The Language of “Mission”: Envoys, Enquiries, and Inquisitions in a Global French Context, 1600–1800
Session Abstract
Over the last few decades, scholarship has exposed the importance of personal relations in the governance of Early Modern France. Indeed, increasing bureaucratization from the sixteenth century onward never undermined patronage as the main operating system of Bourbon administration. The construction of clientages remained as integral to the operations of royal finance, justice and foreign relations in the eighteenth century as they did in earlier epochs. Such a vantage point simultaneously brings into view the unstable and contested nature of political service at this time, since the office holder operated at the nexus of competing interests that were political as well as other in nature. This was particularly true for those who had no claims to venal office holding, and especially those entrusted with commissions to regions remote from France.
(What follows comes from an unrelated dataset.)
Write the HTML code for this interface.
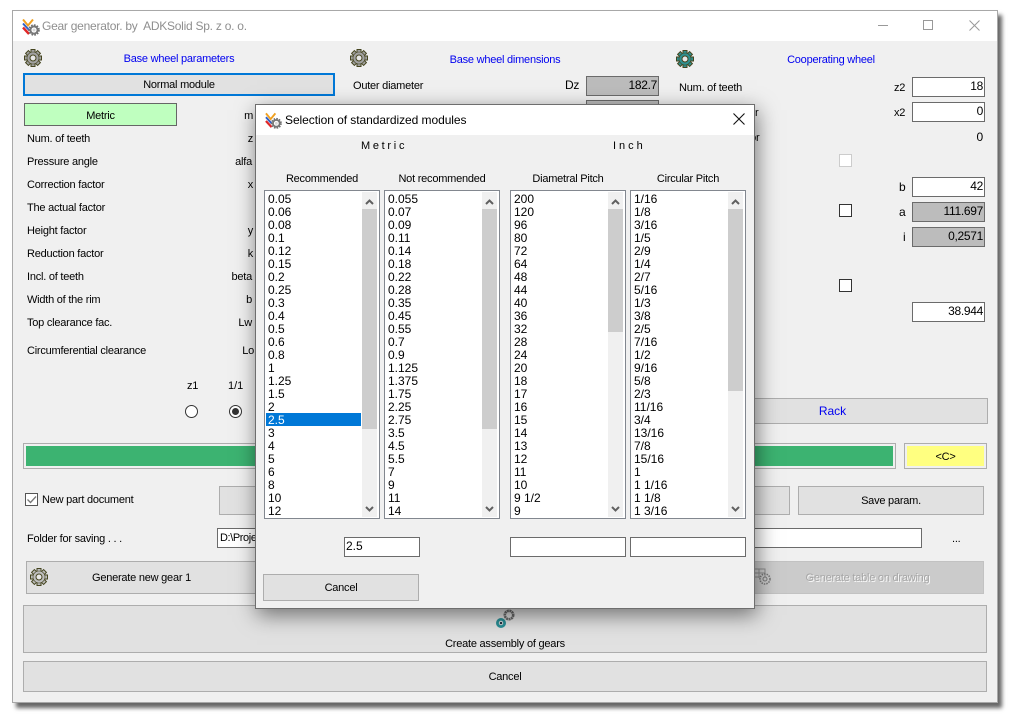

Our intent here is to look closely at those intermediary figures charged with special political, economic, and religious purpose on the part of the Early Modern French state in a broader imperial context. For these individuals, the successful completion of their office pivoted significantly upon their ability to work within and between two or more very different political cultures. How they interpreted and sought to effect their “mission” is our focus. In each of the three cases discussed here, the language of mission or special purpose became especially important when the envoy or visitor found their responsibilities threatened by political contestation. In Sara Chapman’s paper, the governor, Cadillac, urged the special importance of the site of Detroit for the protection of French economic, religious and political interests in New France to wheedle permission for the construction of a fort. Alex Dubé’s operative, charged with investigating fraud in Louisiana, used the language of moral purpose to justify and effect his fiscal reform. The apostolic visitor in Armstrong’s found the language of spiritual reform sufficiently ambiguous to pursue his twin responsibilities as an agent of a French state eager to extend its control over Catholic missions in the eastern Mediterranean, and a high ranking member of a recently reformed branch of the Franciscan order. The Capuchins were more than a little eager to replace their rivals, the Observant Catholics, as the principle missionaries in Ottoman lands. This panel should attract a abroad audience, including those interested in early modern political culture, French imperialism, Catholic missions, and the interplay of religion and politics.